Both methods use similar tackle. Since yellowfin typically range between 30-80 pounds in this fishery, you most often see high quality 30, 50, or 80 pound-class reels and rods and line used. Yellowfin that exceed 100 pounds are matched well with the 80 pound class gear. Lighter tackle can be used and is gaining popularity, but you better have time on your hands if you want to land a 150 lb. yellowfin tuna with 30 pound class tackle.
Once hooked, rods are taken from rod holders and transferred to the angler wearing a gimbal belt and/or back harness. This sets up a "stand-up" fish fighting technique that can quickly fatigue the inexperienced angler faced with a large tuna. The excitement generated in the cockpit as multiple yellowfin tuna strike and rip line off the reels has to be a highlight of sportfishing opportunities off the coast of Massachusetts.
Tunas were built to get away, and are not that great at playing hurt. If you plan to release your catch, keep the fish in the water if possible while you carefully remove the hook. Avoid bruising or cutting the tuna during boatside handling If the tuna is fatigued, swim the fish along for a few minutes while the boat is in gear to allow the fish to "catch its breath" (release carbon dioxide and make up oxygen debt).

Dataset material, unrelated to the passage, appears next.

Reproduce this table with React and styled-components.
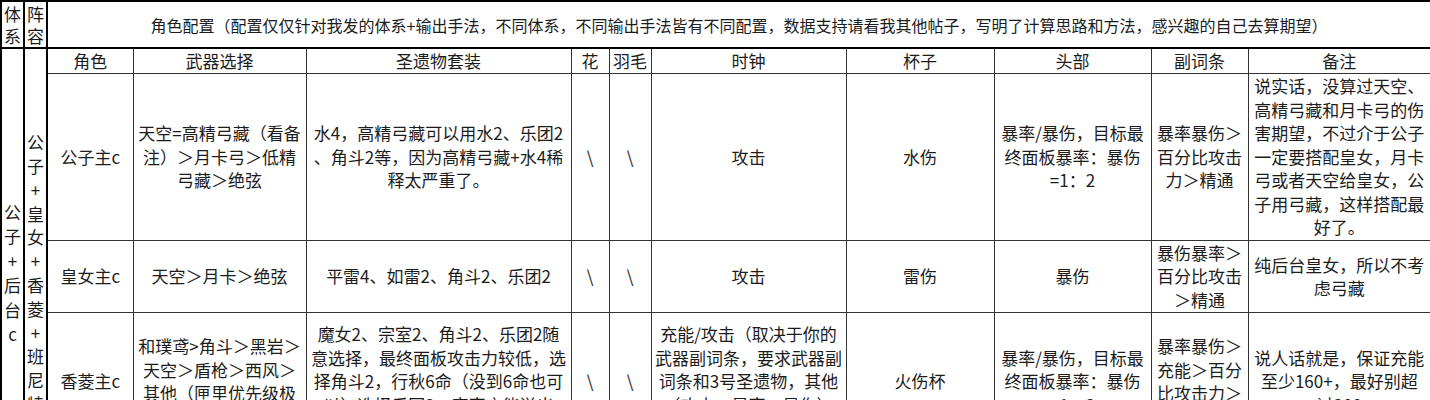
import React from "react";
import styled, { createGlobalStyle } from "styled-components";

const GlobalStyle = createGlobalStyle`
  body {
    margin: 0;
    background: #fff;
    font-family: "Noto Sans CJK SC", "Noto Sans", sans-serif;
  }
`;

const widths = [23, 23, 86, 173, 265, 38, 42, 195, 148, 157, 97, 183];

const title =
  "角色配置（配置仅仅针对我发的体系+输出手法，不同体系，不同输出手法皆有不同配置，数据支持请看我其他帖子，写明了计算思路和方法，感兴趣的自己去算期望）";

const heads = ["角色", "武器选择", "圣遗物套装", "花", "羽毛", "时钟", "杯子", "头部", "副词条", "备注"];

const rows = [
  {
    h: 167,
    role: ["公子主c"],
    weapon: ["天空=高精弓藏（看备", "注）＞月卡弓＞低精", "弓藏＞绝弦"],
    set: ["水4，高精弓藏可以用水2、乐团2", "、角斗2等，因为高精弓藏+水4稀", "释太严重了。"],
    flower: ["\\"],
    feather: ["\\"],
    clock: ["攻击"],
    cup: ["水伤"],
    head: ["暴率/暴伤，目标最", "终面板暴率：暴伤", "=1：2"],
    sub: ["暴率暴伤＞", "百分比攻击", "力＞精通"],
    note: [
      "说实话，没算过天空、",
      "高精弓藏和月卡弓的伤",
      "害期望，不过介于公子",
      "一定要搭配皇女，月卡",
      "弓或者天空给皇女，公",
      "子用弓藏，这样搭配最",
      "好了。",
    ],
  },
  {
    h: 72,
    role: ["皇女主c"],
    weapon: ["天空＞月卡＞绝弦"],
    set: ["平雷4、如雷2、角斗2、乐团2"],
    flower: ["\\"],
    feather: ["\\"],
    clock: ["攻击"],
    cup: ["雷伤"],
    head: ["暴伤"],
    sub: ["暴伤暴率＞", "百分比攻击", "＞精通"],
    note: ["纯后台皇女，所以不考", "虑弓藏"],
  },
  {
    h: 138,
    role: ["香菱主c"],
    weapon: ["和璞鸢>角斗＞黑岩＞", "天空＞盾枪＞西风＞", "其他（匣里优先级极", "低）"],
    set: [
      "魔女2、宗室2、角斗2、乐团2随",
      "意选择，最终面板攻击力较低，选",
      "择角斗2，行秋6命（没到6命也可",
      "以）选择乐团2，宗室充能溢出",
      "就选魔女2",
    ],
    flower: ["\\"],
    feather: ["\\"],
    clock: [
      "充能/攻击（取决于你的",
      "武器副词条，要求武器副",
      "词条和3号圣遗物，其他",
      "（攻击、暴率、暴伤）",
      "满足两条即可）",
    ],
    cup: ["火伤杯"],
    head: ["暴率/暴伤，目标最", "终面板暴率：暴伤", "=1：2"],
    sub: ["暴率暴伤＞", "充能＞百分", "比攻击力＞", "精通"],
    note: ["说人话就是，保证充能", "至少160+，最好别超", "过200"],
  },
  {
    h: 48,
    role: ["班尼特主c"],
    weapon: ["天空之刃＞风鹰剑"],
    set: ["宗室4"],
    flower: ["\\"],
    feather: ["\\"],
    clock: ["充能/生命"],
    cup: ["生命"],
    head: ["治疗加成"],
    sub: ["充能＞生命"],
    note: ["充能拉满，保证大招"],
  },
];

const keys = ["role", "weapon", "set", "flower", "feather", "clock", "cup", "head", "sub", "note"];

export default function App() {
  return (
    <>
      <GlobalStyle />
      <Sheet>
        <colgroup>
          {widths.map((w, i) => (
            <Col key={i} $w={w} />
          ))}
        </colgroup>
        <tbody>
          <Row $h={47}>
            <StackCell $lh={22} $top>
              <Stack text="体系" />
            </StackCell>
            <StackCell $lh={22} $top>
              <Stack text="阵容" />
            </StackCell>
            <TitleCell colSpan={10}>{title}</TitleCell>
          </Row>
          <Row $h={25}>
            <StackCell rowSpan={5} $lh={24.5}>
              <Stack text="公子+后台c" />
            </StackCell>
            <StackCell rowSpan={5} $lh={23.8}>
              <Stack text="公子+皇女+香菱+班尼特" />
            </StackCell>
            {heads.map((h) => (
              <HeadCell key={h}>{h}</HeadCell>
            ))}
          </Row>
          {rows.map((r, i) => (
            <Row key={i} $h={r.h}>
              {keys.map((k) => (
                <Cell key={k}>
                  {r[k].map((line, j) => (
                    <Line key={j}>{line}</Line>
                  ))}
                </Cell>
              ))}
            </Row>
          ))}
        </tbody>
      </Sheet>
    </>
  );
}

function Stack({ text }) {
  return Array.from(text).map((ch, i) => <Line key={i}>{ch}</Line>);
}

const Sheet = styled.table`
  border-collapse: collapse;
  table-layout: fixed;
  width: 1430px;
  border: 2px solid #000;
  font-size: 17px;
  color: #1c1c1c;
`;

const Col = styled.col`
  width: ${(p) => p.$w}px;
`;

const Row = styled.tr`
  height: ${(p) => p.$h}px;
`;

const Cell = styled.td`
  border: 1px solid #333;
  padding: 0 2px;
  text-align: center;
  vertical-align: middle;
  line-height: 23.5px;
  white-space: nowrap;
`;

const HeadCell = styled(Cell)`
  line-height: 22px;
`;

const TitleCell = styled(Cell)`
  border-bottom: 2px solid #000;
  font-size: 16px;
  line-height: 22px;
`;

const StackCell = styled(Cell)`
  padding: 0;
  border-right: 2px solid #000;
  line-height: ${(p) => p.$lh}px;
  ${(p) => p.$top && "border-bottom: 2px solid #000;"}
`;

const Line = styled.span`
  display: block;
`;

If you plan to boat the tuna, then bleed and chill the fish as soon as possible. Fresh yellowfin is a delight to eat and a 40 pound fish can feed plenty of people. Yellowfin eaten raw doesn't have the premier reputation of bluefin tuna sashimi, but don't pass it up if you like sashimi. And marinated yellowfin steaks on the grill are thought by some to be best among the large pelagics.